Nevertheless, lack of a heart-warming ending notwithstanding, this is one of the best new things I’ve seen in the UK this year so far. If you live in Manchester (or nearby) then definitely come and see it. If you live further afield, then maybe start looking into cheap advance train tickets right now. Superlative work.

*What a weird sentiment, but you know what I mean, right? New Writing usually tends to feel a bit like new anything else – like it needs a bit of time for the crackly crispness to wear off before it’s comfortable, yes?

1 comment:

Anonymous said...

It's not remotely controversial to sugggest Tolstoy was a raging misogynist, it's well established fact. (If you don't believe me, read The Kreutzer Sonata and its associated commentary, including Tolstoy's wife's riposte. Talk about punishing your female characters!)

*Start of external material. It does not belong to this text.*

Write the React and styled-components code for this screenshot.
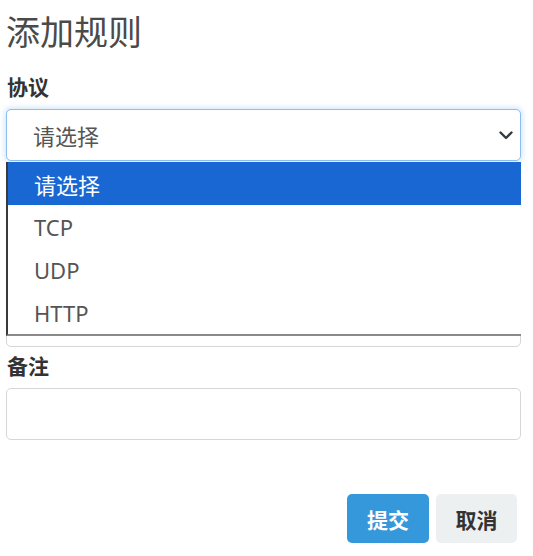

Tolstoy's views on women, sexuality and humanity in general are so vile and self-hating even Chekhov, who idolised him otherwise, felt discomfited. (Tolstoy praised his satirical story The Darling whose female protagonist is a long suffering helpless female stereotype. Tolstoy understood the point of the story, but nevertheless held her up as a womanly ideal.)

Tolstoy was an extraordinary talent but his reputation for depth is unearned and Anna Karenina is hardly a picture of empathy - it's often both sentimental and judgemental. This was unfortunately more the rule than the exception in his work.